Which lines in the records below contain the word "this"? Copy each of them.

(RECORDS SUPPLIED):
■ ■ ■ ■

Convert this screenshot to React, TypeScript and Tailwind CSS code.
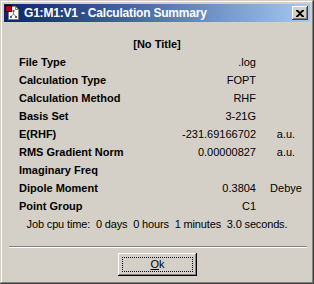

■ ■ ■ ■

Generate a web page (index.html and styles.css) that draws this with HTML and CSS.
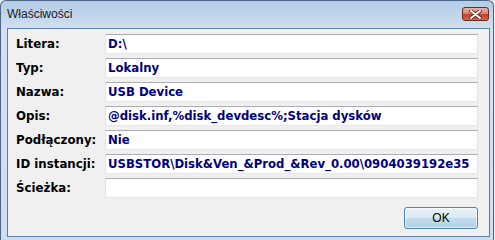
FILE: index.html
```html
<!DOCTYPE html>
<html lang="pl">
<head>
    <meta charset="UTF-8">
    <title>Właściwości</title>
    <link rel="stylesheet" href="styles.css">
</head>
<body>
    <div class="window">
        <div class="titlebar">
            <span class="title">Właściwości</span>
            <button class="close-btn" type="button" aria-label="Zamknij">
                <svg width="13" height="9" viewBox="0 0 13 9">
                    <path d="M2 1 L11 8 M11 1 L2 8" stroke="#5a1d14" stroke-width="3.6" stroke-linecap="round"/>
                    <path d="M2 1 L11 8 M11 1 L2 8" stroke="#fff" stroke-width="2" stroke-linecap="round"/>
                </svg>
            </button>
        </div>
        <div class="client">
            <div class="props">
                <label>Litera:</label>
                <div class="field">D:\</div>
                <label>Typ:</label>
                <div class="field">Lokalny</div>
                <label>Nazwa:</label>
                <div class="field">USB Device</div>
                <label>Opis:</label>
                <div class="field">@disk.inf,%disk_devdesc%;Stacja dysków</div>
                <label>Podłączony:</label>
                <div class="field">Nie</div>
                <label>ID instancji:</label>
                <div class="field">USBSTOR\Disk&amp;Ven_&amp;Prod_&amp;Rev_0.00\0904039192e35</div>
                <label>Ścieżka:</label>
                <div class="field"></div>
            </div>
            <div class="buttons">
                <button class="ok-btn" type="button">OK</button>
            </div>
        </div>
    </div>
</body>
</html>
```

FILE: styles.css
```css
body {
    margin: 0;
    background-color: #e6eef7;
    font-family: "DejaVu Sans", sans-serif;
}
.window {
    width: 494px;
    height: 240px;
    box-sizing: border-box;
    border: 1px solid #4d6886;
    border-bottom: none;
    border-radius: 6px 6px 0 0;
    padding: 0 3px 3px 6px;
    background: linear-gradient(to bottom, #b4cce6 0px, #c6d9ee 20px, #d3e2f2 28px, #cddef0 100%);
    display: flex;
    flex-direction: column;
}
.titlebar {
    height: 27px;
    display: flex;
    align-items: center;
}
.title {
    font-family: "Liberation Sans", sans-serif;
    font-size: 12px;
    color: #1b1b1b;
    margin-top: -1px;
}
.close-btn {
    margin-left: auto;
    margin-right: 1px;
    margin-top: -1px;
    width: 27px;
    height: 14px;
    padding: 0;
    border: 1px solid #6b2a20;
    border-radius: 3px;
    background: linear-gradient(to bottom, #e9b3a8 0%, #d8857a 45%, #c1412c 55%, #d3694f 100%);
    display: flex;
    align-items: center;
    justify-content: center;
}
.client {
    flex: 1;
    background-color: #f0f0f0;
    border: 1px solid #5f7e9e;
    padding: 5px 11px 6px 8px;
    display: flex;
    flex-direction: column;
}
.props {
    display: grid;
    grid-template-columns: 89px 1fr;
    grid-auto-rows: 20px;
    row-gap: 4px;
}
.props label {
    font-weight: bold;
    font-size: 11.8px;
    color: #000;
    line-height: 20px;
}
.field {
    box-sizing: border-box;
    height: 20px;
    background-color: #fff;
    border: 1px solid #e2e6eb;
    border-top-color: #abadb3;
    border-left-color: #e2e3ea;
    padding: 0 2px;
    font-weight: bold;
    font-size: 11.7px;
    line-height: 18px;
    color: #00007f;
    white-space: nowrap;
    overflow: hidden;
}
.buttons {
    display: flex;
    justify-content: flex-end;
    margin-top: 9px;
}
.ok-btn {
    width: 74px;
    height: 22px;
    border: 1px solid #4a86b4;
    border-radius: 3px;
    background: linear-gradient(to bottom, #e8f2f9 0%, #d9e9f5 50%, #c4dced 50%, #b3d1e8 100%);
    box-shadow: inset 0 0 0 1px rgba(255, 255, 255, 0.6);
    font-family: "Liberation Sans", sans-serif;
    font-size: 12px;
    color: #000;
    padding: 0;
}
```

■ ■ ■ ■

(TASK RESPONSE):
Convert this screenshot to React, TypeScript and Tailwind CSS code.
Generate a web page (index.html and styles.css) that draws this with HTML and CSS.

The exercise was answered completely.